The air is thin up here at 8,000 feet. I’m sitting near the site of the first tar sands mine in the country, P.R. Springs. The sun’s strength diminishes as it approaches the western horizon–snow capped mountains behind layer after layer of high desert ridges. Somewhere in those folds, the Green River tumbles though Desolation Canyon. I can hear a wild turkey gobble every now and again. The land continues to rise to the south. From that ridge I can make out the La Sals pointing me home, surrounded by miniature Fisher and Adobe Mesas. I could see a large crack in the rock that must be the almighty Colorado rushing through Horsetheif and Westwater. I could even make out the Abajos, Arches National Park, and Grand Junction lighting up for the evening. We saw 24 elk grazing on the ridge. Down below, between the Colorado River and Book Cliffs, is the Cisco desert and the I-70 corridor, fast becoming home to industrial development – evaporation ponds, a waste-water injection well, new home to the Atlas uranium tailings pile, a proposed nuclear power plant, a proposed tar sands refinery.
US Oil Sands test pit at PR Springs
From up on top of the incredible Tavaputs Plateau, which sits upon an even greater Colorado Plateau, I am struck with how preposterous it seems that Uintah County is so removed from people’s realities in Grand County.
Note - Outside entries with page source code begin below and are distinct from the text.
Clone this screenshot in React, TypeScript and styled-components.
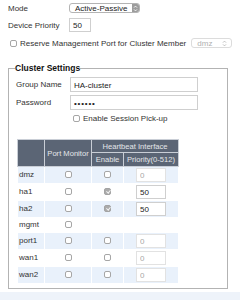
import React from 'react'
import styled, {createGlobalStyle} from 'styled-components'

const GlobalStyle = createGlobalStyle`
    body {
        margin: 0;
        background: #fff;
        font-family: "Liberation Sans", Arial, sans-serif;
        font-size: 8px;
        color: #333;
    }
`

const Page = styled.div`
    width: 240px;
    height: 300px;
    overflow: hidden;
`

const Top = styled.div`
    padding: 3px 0 0 8px;
`

const FieldRow = styled.div<{ h: number; mt?: number }>`
    display: flex;
    align-items: center;
    height: ${p => p.h}px;
    margin-top: ${p => p.mt || 0}px;
`

const Label = styled.div<{ w: number }>`
    width: ${p => p.w}px;
    flex-shrink: 0;
    color: #333;
`

const SelectBox = styled.div<{ w: number; disabled?: boolean }>`
    display: flex;
    align-items: center;
    justify-content: space-between;
    box-sizing: border-box;
    width: ${p => p.w}px;
    height: 10px;
    border: 1px solid ${p => (p.disabled ? '#dcdcdc' : '#b4b4b4')};
    border-radius: 3px;
    background: #fff;
    color: ${p => (p.disabled ? '#b0b0b0' : '#222')};
    padding-left: 5px;
    overflow: hidden;
`

const SelectArrow = styled.span<{ filled?: boolean }>`
    display: flex;
    align-items: center;
    justify-content: center;
    width: 7px;
    height: 100%;
    background: ${p => (p.filled ? '#9c9c9c' : 'transparent')};
    margin-right: ${p => (p.filled ? 0 : 3)}px;
`

const TextInput = styled.input<{ w: number; h: number; muted?: boolean }>`
    box-sizing: border-box;
    width: ${p => p.w}px;
    height: ${p => p.h}px;
    margin: 0;
    padding: 1px 0 0 3px;
    border: 1px solid ${p => (p.muted ? '#e2e2e2' : '#cfcfcf')};
    border-radius: 0;
    background: #fff;
    font-family: "Liberation Sans", Arial, sans-serif;
    font-size: 8px;
    color: ${p => (p.muted ? '#a8a8a8' : '#222')};
    outline: none;
`

const Check = styled.input`
    appearance: none;
    box-sizing: border-box;
    width: 7px;
    height: 7px;
    margin: 0;
    border: 1px solid #a6a6a6;
    border-radius: 2px;
    background: #fff;
    position: relative;
    vertical-align: middle;

    &:checked {
        background: #ababab;
        border-color: #a3a3a3;
    }
    &:checked::after {
        content: "";
        position: absolute;
        left: 1.5px;
        top: 0;
        width: 1.5px;
        height: 3px;
        border: solid #f4f4f4;
        border-width: 0 1px 1px 0;
        transform: rotate(40deg);
    }
`

const CheckLabel = styled.label<{ ml?: number }>`
    display: flex;
    align-items: center;
    gap: 3px;
    margin-left: ${p => p.ml || 0}px;
    color: #333;
`

const Group = styled.fieldset`
    box-sizing: border-box;
    width: 220px;
    height: 226px;
    margin: 15px 0 0 8px;
    padding: 0 0 0 7px;
    border: 1px solid #b3b3b3;
`

const Legend = styled.legend`
    padding: 0;
    margin-left: -1px;
    font-weight: bold;
    font-size: 8.5px;
    color: #111;
    line-height: 10px;
`

const Grid = styled.table`
    border-collapse: collapse;
    margin: 16px 0 0 1px;
    table-layout: fixed;
    width: 161px;
`

const Th = styled.th<{ h?: number }>`
    background: #5b6575;
    color: #e4e6ea;
    font-weight: normal;
    font-size: 7.6px;
    padding: 0;
    height: ${p => p.h || 12}px;
    border: 1px solid #c9ced6;
    text-align: center;
    white-space: nowrap;
    overflow: visible;
`

const Tr = styled.tr<{ shaded: boolean }>`
    background: ${p => (p.shaded ? '#e9f1fb' : '#fff')};
`

const Td = styled.td<{ h: number; left?: boolean }>`
    height: ${p => p.h}px;
    padding: 0 0 0 ${p => (p.left ? 1 : 0)}px;
    border: 1px solid #fff;
    text-align: ${p => (p.left ? 'left' : 'center')};
    vertical-align: middle;
    color: #333;
    line-height: 8px;
`

const BottomStrip = styled.div`
    height: 10px;
    margin-top: 3px;
    background: #eef3fa;
`

function Chevrons({color}: { color: string }): React.ReactElement {
    return (
        <svg width="5" height="7" viewBox="0 0 5 7">
            <path d="M1 2.6 L2.5 1.1 L4 2.6 M1 4.4 L2.5 5.9 L4 4.4" fill="none" stroke={color} strokeWidth="0.9"/>
        </svg>
    )
}

interface IPortRow {
    name: string;
    monitor: boolean;
    enable?: boolean;
    priority?: string;
}

const ports: IPortRow[] = [
    {name: 'dmz', monitor: false, enable: false, priority: '0'},
    {name: 'ha1', monitor: false, enable: true, priority: '50'},
    {name: 'ha2', monitor: false, enable: true, priority: '50'},
    {name: 'mgmt', monitor: false},
    {name: 'port1', monitor: false, enable: false, priority: '0'},
    {name: 'wan1', monitor: false, enable: false, priority: '0'},
    {name: 'wan2', monitor: false, enable: false, priority: '0'},
]

export default function App(): React.ReactElement {
    return (
        <Page>
            <GlobalStyle/>
            <Top>
                <FieldRow h={10}>
                    <Label w={61}>Mode</Label>
                    <SelectBox w={71}>
                        Active-Passive
                        <SelectArrow filled><Chevrons color="#fff"/></SelectArrow>
                    </SelectBox>
                </FieldRow>
                <FieldRow h={14} mt={5}>
                    <Label w={61}>Device Priority</Label>
                    <TextInput w={22} h={14} defaultValue="50" readOnly/>
                </FieldRow>
                <FieldRow h={10} mt={6}>
                    <CheckLabel ml={2}>
                        <Check type="checkbox"/>
                        Reserve Management Port for Cluster Member
                    </CheckLabel>
                    <SelectBox w={41} disabled style={{marginLeft: 5}}>
                        dmz
                        <SelectArrow><Chevrons color="#b8b8b8"/></SelectArrow>
                    </SelectBox>
                </FieldRow>
            </Top>
            <Group>
                <Legend>Cluster Settings</Legend>
                <FieldRow h={15} mt={4}>
                    <Label w={54}>Group Name</Label>
                    <TextInput w={128} h={15} defaultValue="HA-cluster" readOnly/>
                </FieldRow>
                <FieldRow h={15} mt={3}>
                    <Label w={54}>Password</Label>
                    <TextInput w={128} h={15} type="password" defaultValue="secret" readOnly style={{letterSpacing: 0.8}}/>
                </FieldRow>
                <FieldRow h={10} mt={3}>
                    <CheckLabel ml={57}>
                        <Check type="checkbox"/>
                        Enable Session Pick-up
                    </CheckLabel>
                </FieldRow>
                <Grid>
                    <colgroup>
                        <col style={{width: 27}}/>
                        <col style={{width: 47}}/>
                        <col style={{width: 32}}/>
                        <col style={{width: 55}}/>
                    </colgroup>
                    <thead>
                        <tr>
                            <Th rowSpan={2}/>
                            <Th rowSpan={2}>Port Monitor</Th>
                            <Th colSpan={2}>Heartbeat Interface</Th>
                        </tr>
                        <tr>
                            <Th h={13}>Enable</Th>
                            <Th h={13}>Priority(0-512)</Th>
                        </tr>
                    </thead>
                    <tbody>
                        {ports.map((port, i) => {
                            const h = port.priority === undefined ? 14 : 16
                            return (
                                <Tr key={port.name} shaded={i % 2 === 0}>
                                    <Td h={h} left>{port.name}</Td>
                                    <Td h={h}><Check type="checkbox" defaultChecked={port.monitor}/></Td>
                                    <Td h={h}>
                                        {port.enable !== undefined &&
                                            <Check type="checkbox" defaultChecked={port.enable}/>}
                                    </Td>
                                    <Td h={h}>
                                        {port.priority !== undefined &&
                                            <TextInput
                                                w={30}
                                                h={14}
                                                muted={port.priority === '0'}
                                                defaultValue={port.priority}
                                                readOnly
                                                style={{verticalAlign: 'middle'}}
                                            />}
                                    </Td>
                                </Tr>
                            )
                        })}
                    </tbody>
                </Grid>
            </Group>
            <BottomStrip/>
        </Page>
    )
}
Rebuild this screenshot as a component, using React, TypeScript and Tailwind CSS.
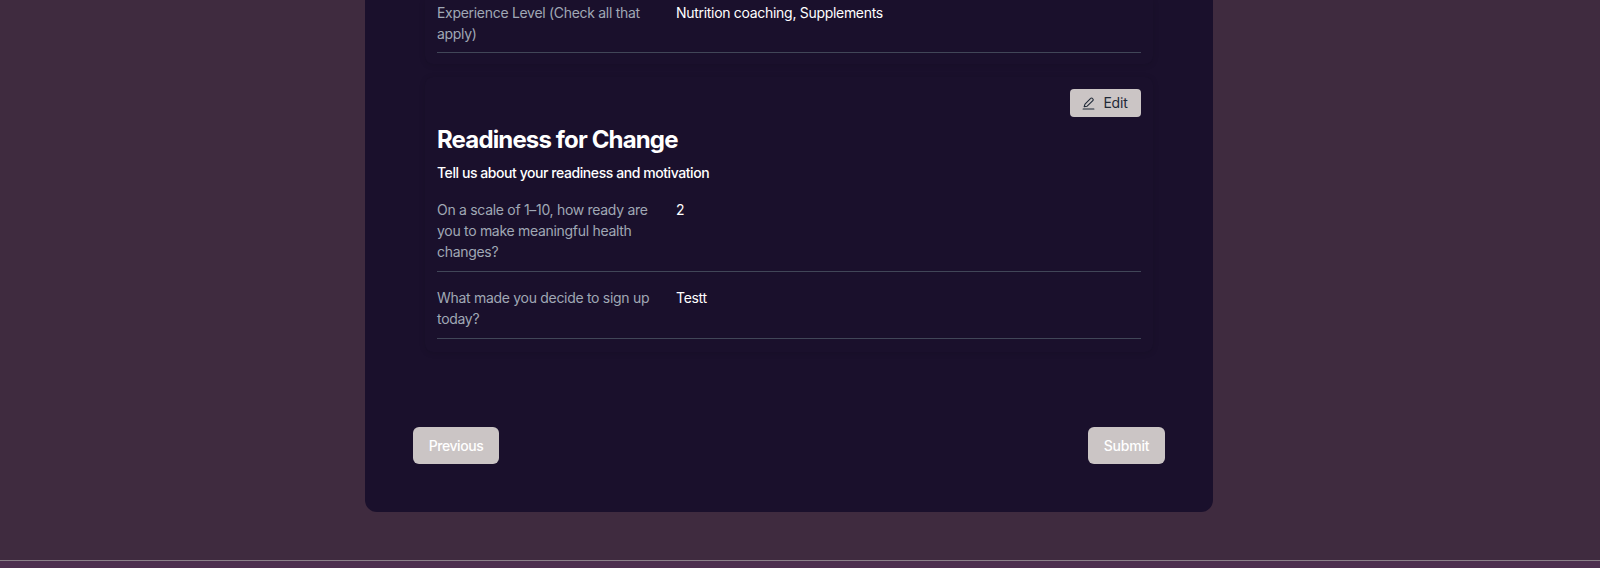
const font = "font-['Inter','Noto_Sans',sans-serif]";

function Row(props: { label: string; value: string; className?: string }) {
  return (
    <div className={`flex border-b border-[#414658] text-[14px] leading-[21px] tracking-[-0.3px] ${props.className ?? ""}`}>
      <div className="w-[239px] shrink-0 pr-6 text-[#a0a8b5]">{props.label}</div>
      <div className="text-white">{props.value}</div>
    </div>
  );
}

function EditIcon() {
  return (
    <svg width="13" height="13" viewBox="0 0 24 24" fill="none" stroke="currentColor" strokeWidth="2" strokeLinecap="round" strokeLinejoin="round" className="mt-[1px] ml-[-1px]">
      <path d="M2 22h20" />
      <path d="M4 18l1.5-5L16 2.5a2.2 2.2 0 0 1 3.2 0l.8.8a2.2 2.2 0 0 1 0 3.2L9.5 17 4 18z" />
    </svg>
  );
}

export default function App() {
  return (
    <div className={`flex h-[568px] w-[1600px] flex-col overflow-hidden bg-[#3f2b3f] ${font}`}>
      <div className="flex h-[560px] shrink-0 justify-center">
        <div className="ml-[-22px] flex h-[512px] w-[848px] flex-col rounded-b-xl bg-[#1a102c] px-[48px]">
          <div className="mx-[12px] rounded-b-lg bg-[#1a102c] px-3 pt-[2px] pb-[11px] shadow-[0_1px_6px_rgba(0,0,0,0.12)]">
            <Row className="pb-2" label="Experience Level (Check all that apply)" value="Nutrition coaching, Supplements" />
          </div>

          <div className="mx-[12px] mt-[13px] h-[275px] rounded-lg bg-[#1a102c] px-3 pt-[12px] shadow-[0_1px_6px_rgba(0,0,0,0.12)]">
            <div className="flex justify-end">
              <button className="flex h-[28px] w-[71px] items-center justify-center gap-2 rounded bg-[#cbc5c5] text-[14px] leading-[20px] tracking-[-0.2px] text-[#1f2937]">
                <EditIcon />
                <span className="mt-[-1px]">Edit</span>
              </button>
            </div>
            <h2 className="mt-[7px] text-[24px] leading-[32px] font-bold tracking-[-0.85px] text-white">Readiness for Change</h2>
            <p className="mt-[7px] text-[14px] leading-[20px] font-medium tracking-[-0.43px] text-white">Tell us about your readiness and motivation</p>
            <Row
              className="mt-[16px] pb-[9px]"
              label="On a scale of 1–10, how ready are you to make meaningful health changes?"
              value="2"
            />
            <Row className="mt-[15px] pb-[9px]" label="What made you decide to sign up today?" value="Testt" />
          </div>

          <div className="mt-[75px] flex justify-between">
            <button className="h-[37px] w-[86px] rounded-md bg-[#cbc5c5] text-[14px] font-medium tracking-[-0.45px] text-white">Previous</button>
            <button className="h-[37px] w-[77px] rounded-md bg-[#cbc5c5] text-[14px] font-medium tracking-[-0.2px] text-white">Submit</button>
          </div>
        </div>
      </div>
      <div className="h-[8px] shrink-0 border-t border-[#8a8088] bg-[#4d2f4f]" />
    </div>
  );
}
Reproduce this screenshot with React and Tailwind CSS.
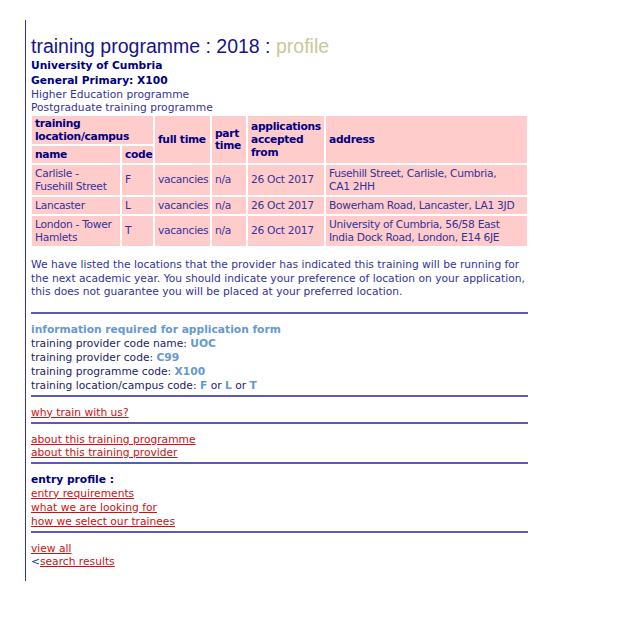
const verdana = { fontFamily: '"DejaVu Sans", Verdana, sans-serif' };

function Rule() {
  return <div className="mt-[2px] mb-[9px] h-[2px] bg-[#5a5ab8]" />;
}

function Link({ children }) {
  return <a href="#" className="text-[#cc1111] underline underline-offset-[1px]">{children}</a>;
}

const rows = [
  { name: 'Carlisle - Fusehill Street', code: 'F', address: ['Fusehill Street, Carlisle, Cumbria,', 'CA1 2HH'] },
  { name: 'Lancaster', code: 'L', address: ['Bowerham Road, Lancaster, LA1 3JD'] },
  { name: 'London - Tower Hamlets', code: 'T', address: ['University of Cumbria, 56/58 East', 'India Dock Road, London, E14 6JE'] },
];

export default function App() {
  return (
    <div className="min-h-[642px] bg-white pt-[20px]">
      <div className="ml-[25px] w-[503px] border-l border-[#3333aa] pb-[12px] pl-[5px] text-[10.7px] leading-[13.5px] text-[#333399]" style={verdana}>
        {/* Header */}
        <h1 className="pt-[14px] text-[19.5px] leading-[24px] text-[#14148a]" style={{ fontFamily: '"Liberation Sans", Arial, sans-serif' }}>
          training programme : 2018 : <span className="text-[#c8c89a]">profile</span>
        </h1>
        <p className="mt-[1px] font-bold leading-[14px] text-[#000080]">University of Cumbria</p>
        <p className="font-bold leading-[15px] text-[#000080]">General Primary: X100</p>
        <p className="leading-[13px]">Higher Education programme</p>
        <p className="leading-[13px]">Postgraduate training programme</p>

        {/* Locations table */}
        <table className="-ml-[1px] w-[499px] table-fixed border-separate border-spacing-[2px] tracking-[-0.3px]">
          <colgroup>
            <col className="w-[88px]" />
            <col className="w-[31px]" />
            <col className="w-[55px]" />
            <col className="w-[34px]" />
            <col className="w-[76px]" />
            <col />
          </colgroup>
          <thead className="font-bold text-[#000080]">
            <tr>
              <th colSpan={2} className="bg-[#ffcccc] px-[3px] py-[1px] text-left align-middle leading-[13px]">training location/campus</th>
              <th rowSpan={2} className="whitespace-nowrap bg-[#ffcccc] px-[3px] text-left align-middle">full time</th>
              <th rowSpan={2} className="bg-[#ffcccc] px-[3px] text-left align-middle leading-[12px]">part time</th>
              <th rowSpan={2} className="bg-[#ffcccc] px-[3px] text-left align-middle leading-[13px]">applications accepted from</th>
              <th rowSpan={2} className="bg-[#ffcccc] px-[3px] text-left align-middle">address</th>
            </tr>
            <tr>
              <th className="bg-[#ffcccc] px-[3px] py-[2px] text-left leading-[13px]">name</th>
              <th className="bg-[#ffcccc] px-[3px] py-[2px] text-left leading-[13px]">code</th>
            </tr>
          </thead>
          <tbody>
            {rows.map((r) => (
              <tr key={r.code}>
                <td className="bg-[#ffcccc] px-[3px] py-[2px] leading-[13px]">{r.name}</td>
                <td className="bg-[#ffcccc] px-[3px]">{r.code}</td>
                <td className="bg-[#ffcccc] px-[3px]">vacancies</td>
                <td className="bg-[#ffcccc] px-[3px]">n/a</td>
                <td className="whitespace-nowrap bg-[#ffcccc] px-[3px]">26 Oct 2017</td>
                <td className="bg-[#ffcccc] px-[3px] py-[2px] leading-[13px]">
                  {r.address.map((line) => (
                    <span key={line} className="block">{line}</span>
                  ))}
                </td>
              </tr>
            ))}
          </tbody>
        </table>

        <p className="mt-[10px] mb-[13px]">
          We have listed the locations that the provider has indicated this training will be running for the next academic year. You should indicate your preference of location on your application, this does not guarantee you will be placed at your preferred location.
        </p>

        <Rule />

        {/* Application info */}
        <div className="leading-[14px] text-[#222266]">
          <p className="font-bold text-[#6699cc]">information required for application form</p>
          <p>training provider code name: <b className="text-[#6699cc]">UOC</b></p>
          <p>training provider code: <b className="text-[#6699cc]">C99</b></p>
          <p>training programme code: <b className="text-[#6699cc]">X100</b></p>
          <p>training location/campus code: <b className="text-[#6699cc]">F</b> or <b className="text-[#6699cc]">L</b> or <b className="text-[#6699cc]">T</b></p>
        </div>

        <Rule />
        <p className="leading-[14px]"><Link>why train with us?</Link></p>
        <Rule />
        <div className="leading-[13.5px]">
          <p><Link>about this training programme</Link></p>
          <p><Link>about this training provider</Link></p>
        </div>
        <Rule />
        <div className="leading-[14px]">
          <p className="font-bold text-[#000080]">entry profile :</p>
          <p><Link>entry requirements</Link></p>
          <p><Link>what we are looking for</Link></p>
          <p><Link>how we select our trainees</Link></p>
        </div>
        <Rule />
        <div className="leading-[13.5px]">
          <p><Link>view all</Link></p>
          <p>&lt;<Link>search results</Link></p>
        </div>
      </div>
    </div>
  );
}
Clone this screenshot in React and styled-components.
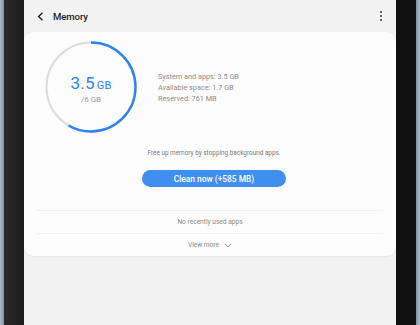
import styled, { createGlobalStyle } from "styled-components";

const GlobalStyle = createGlobalStyle`
  html, body {
    margin: 0;
    padding: 0;
    background: #f2f2f2;
  }
  body {
    font-family: Roboto, "Noto Sans", "Liberation Sans", sans-serif;
  }
`;

const used = 3.5;
const total = 6;

function UsageRing() {
  const r = 44.5;
  const c = 2 * Math.PI * r;
  const part = (used / total) * c;
  return (
    <RingBox>
      <svg width="92" height="92" viewBox="0 0 92 92">
        <circle cx="46" cy="46" r={r} fill="none" stroke="#dcdcdc" strokeWidth="2" />
        <circle
          cx="46"
          cy="46"
          r={r}
          fill="none"
          stroke="#2d84ef"
          strokeWidth="2.4"
          strokeDasharray={`${part} ${c}`}
          transform="rotate(-90 46 46)"
        />
      </svg>
      <RingText>
        <Big>
          3.5<Unit>GB</Unit>
        </Big>
        <Sub>/6 GB</Sub>
      </RingText>
    </RingBox>
  );
}

function App() {
  return (
    <>
      <GlobalStyle />
      <Device>
        <Edge />
        <Bezel />
        <Screen>
          <Header>
            <Back>
              <svg width="7" height="9" viewBox="0 0 7 9">
                <path d="M5.5 0.8 L1.6 4.5 L5.5 8.2" fill="none" stroke="#222" strokeWidth="1.4" />
              </svg>
            </Back>
            <Title>Memory</Title>
            <Kebab>
              <i />
              <i />
              <i />
            </Kebab>
          </Header>
          <Card>
            <Summary>
              <Usage>
                <UsageRing />
                <Stats>
                  <li>System and apps: 3.5 GB</li>
                  <li>Available space: 1.7 GB</li>
                  <li>Reserved: 761 MB</li>
                </Stats>
              </Usage>
              <Hint>Free up memory by stopping background apps.</Hint>
              <CleanButton>Clean now (+585 MB)</CleanButton>
            </Summary>
            <Row>No recently used apps</Row>
            <Row last>
              View more
              <svg width="8" height="5" viewBox="0 0 8 5">
                <path d="M0.8 0.8 L4 4 L7.2 0.8" fill="none" stroke="#8a8a8a" strokeWidth="1" />
              </svg>
            </Row>
          </Card>
        </Screen>
        <Bezel dark />
        <Edge right />
      </Device>
    </>
  );
}

const Device = styled.div`
  display: flex;
  width: 420px;
  height: 325px;
  overflow: hidden;
`;

const Edge = styled.div`
  width: 4px;
  background: ${(p) =>
    p.right
      ? "linear-gradient(90deg, #7d909b, #a9bcc7)"
      : "linear-gradient(90deg, #a8bcc8, #7f94a1)"};
`;

const Bezel = styled.div`
  width: 20px;
  background: ${(p) =>
    p.dark ? "#111111" : "linear-gradient(90deg, #2a2a2a, #1c1c1c)"};
`;

const Screen = styled.div`
  flex: 1;
  background: #f2f2f2;
  display: flex;
  flex-direction: column;
`;

const Header = styled.div`
  height: 32px;
  display: flex;
  align-items: center;
  padding: 0 14px 0 13px;
  box-sizing: border-box;
`;

const Back = styled.div`
  display: flex;
  width: 16px;
  svg {
    display: block;
  }
`;

const Title = styled.div`
  flex: 1;
  font-size: 9.6px;
  color: #1e1e1e;
  font-weight: 500;
  letter-spacing: -0.1px;
`;

const Kebab = styled.div`
  display: flex;
  flex-direction: column;
  gap: 1.6px;
  i {
    display: block;
    width: 2.2px;
    height: 2.2px;
    border-radius: 50%;
    background: #333;
  }
`;

const Card = styled.div`
  background: #fcfcfc;
  border-radius: 10px;
  padding: 10px 13px 0;
  box-shadow: 0 0.5px 1px rgba(0, 0, 0, 0.04);
`;

const Summary = styled.div`
  display: flex;
  flex-direction: column;
  align-items: center;
  padding-left: 8px;
  padding-bottom: 23px;
  border-bottom: 1px solid #f0f0f0;
`;

const Usage = styled.div`
  align-self: flex-start;
  display: flex;
  align-items: center;
  gap: 21px;
`;

const RingBox = styled.div`
  position: relative;
  width: 92px;
  height: 92px;
  margin-top: -1px;
  svg {
    display: block;
  }
`;

const RingText = styled.div`
  position: absolute;
  inset: 0;
  display: flex;
  flex-direction: column;
  align-items: center;
  justify-content: center;
  padding-top: 4px;
`;

const Big = styled.div`
  color: #2d84ef;
  font-size: 17px;
  line-height: 20px;
  letter-spacing: 0.2px;
`;

const Unit = styled.span`
  font-size: 11px;
  margin-left: 2px;
`;

const Sub = styled.div`
  color: #9a9a9a;
  font-size: 8px;
  line-height: 12px;
  margin-top: -2px;
`;

const Stats = styled.ul`
  list-style: none;
  margin: 2px 0 0;
  padding: 0;
  li {
    font-size: 7.3px;
    line-height: 10.8px;
    color: #8c8c8c;
  }
`;

const Hint = styled.div`
  margin-top: 15px;
  font-size: 6.4px;
  line-height: 10px;
  color: #7a7a7a;
`;

const CleanButton = styled.button`
  margin-top: 12px;
  width: 144px;
  height: 17px;
  border: none;
  border-radius: 9px;
  background: #3f8ff0;
  color: #ffffff;
  font-family: inherit;
  font-size: 8.4px;
  font-weight: 500;
  padding: 0;
`;

const Row = styled.div`
  height: 22px;
  display: flex;
  align-items: center;
  justify-content: center;
  gap: 5px;
  font-size: 6.6px;
  color: #8a8a8a;
  border-bottom: ${(p) => (p.last ? "none" : "1px solid #f0f0f0")};
  svg {
    display: block;
  }
`;

export default App;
From this vantage point, it is quite obvious that that all this destruction and pollution from fracking, oil, gas, and now tar sands and oil shale is just upstream and is wrapped in a grand plan that involves all of canyon country. My heart weighs heavy after this visit to the mine site. The buoyant notion that logical thinking leaves in me is slowly deflating. “It’s uneconomical, disastrous for the climate, technology is unproven, there’s not enough water”…Well, they’re paving the way quickly and surely.
This road construction stops right at the PR Springs tar sands mine
The drive from the north was sickening. First Roosevelt and Vernal filled with fracking headquarters, brine mixing stations, chemical distributors, giant trucks toting gas and contaminated (or soon to be) water. Then, mile after mile of freshly paved highway through a freshly scarred landscape crisscrossed with pipelines and polka dotted with well pads. The road turned to grated dirt and signs of construction started to pop up. An empty bulldozer sat next to a newly blazed corridor through a hillside. Mile after mile of mangled old growth junipers and pinons lay dead on their sides. We passed small crews operating gigantic road eating machines. Why would they need a road over 100 feet wide? The four lanes lead right to PR Springs and the Red Leaf Resources oil shale operation. Are Uintah County tax payers paying for this? The upgrade of the high-speed, four-lane trucking route stops right at the county line. Are they anticipating that Grand County will continue the Book Cliffs highway and connect it to the planned energy infrastructure along I-70? Or are they content to truck everything to Salt Lake, already filled with industry’s toxic breath?
Seep Ridge Road Construction. Upgrading a dirt road to a four lane, high speed, trucking route.
We hiked all over the drainage system just below the already huge tar sands “test pit.” The canyons are filled with elk trails, pinon, juniper, ponderosas, and Douglas Fir. Around all the seeps and springs we found groves of aspens and often abandon ranch structures. Water was flowing at some point in every drainage we checked. US Oil Sands and the state engineer seem to agree that the PR Springs mine site has negligible ground water and thus water pollution cannot be a cause for concern. Getting baseline data for water quality in the area will be essential in this fight. A biologist accompanied us along the hike, counting and pointing out red tail hawks, flickers, chickadees, bluebirds, and starting an inventory of species.
Main Canyon, just below the tar sands test pit.
We stumbled upon spots around the ridge that had been deforested already for various core samples and wells. In some places, the earth and vegetation had already been scraped off to expose the tar sands. They gray gritty cakes of tar and sand were hard in the cold spring air, very much like a crumbling parking lot buried just below the surface. P.R. Springs has some of the most accessible deposits.
Tar Sands Deposits at PR Springs
Excitement and foreboding course through my veins. This fight is much bigger than stopping just one tar sands mine. It’s about also stopping oil shale, corporate manipulation of our public process, and the continued expansion of the extreme energy empire. We’re here, we’re everywhere, and we’re growing in strength. We believe a better way is possible and that the continued exploitation of these fossil fuels is destroying our ability to cope with the needed transition. Extreme energy extraction will no longer be tolerated. The costs are simply too high.
View of the drainage just below the test pit. If allowed to expand, US Oil sands would likely dump all of the “overburden” from mining into this canyon. Industry’s term for this is “valley fill.”
This tar sands mine was abandoned in 1983, unreclaimed. US Oil Sands has yet to pay their 1.6 million dollar reclamation bond and yet they are already deforesting and strip mining a different test pit.
On the Banks of the Green River where industry trucks come to fill up water and brine mix.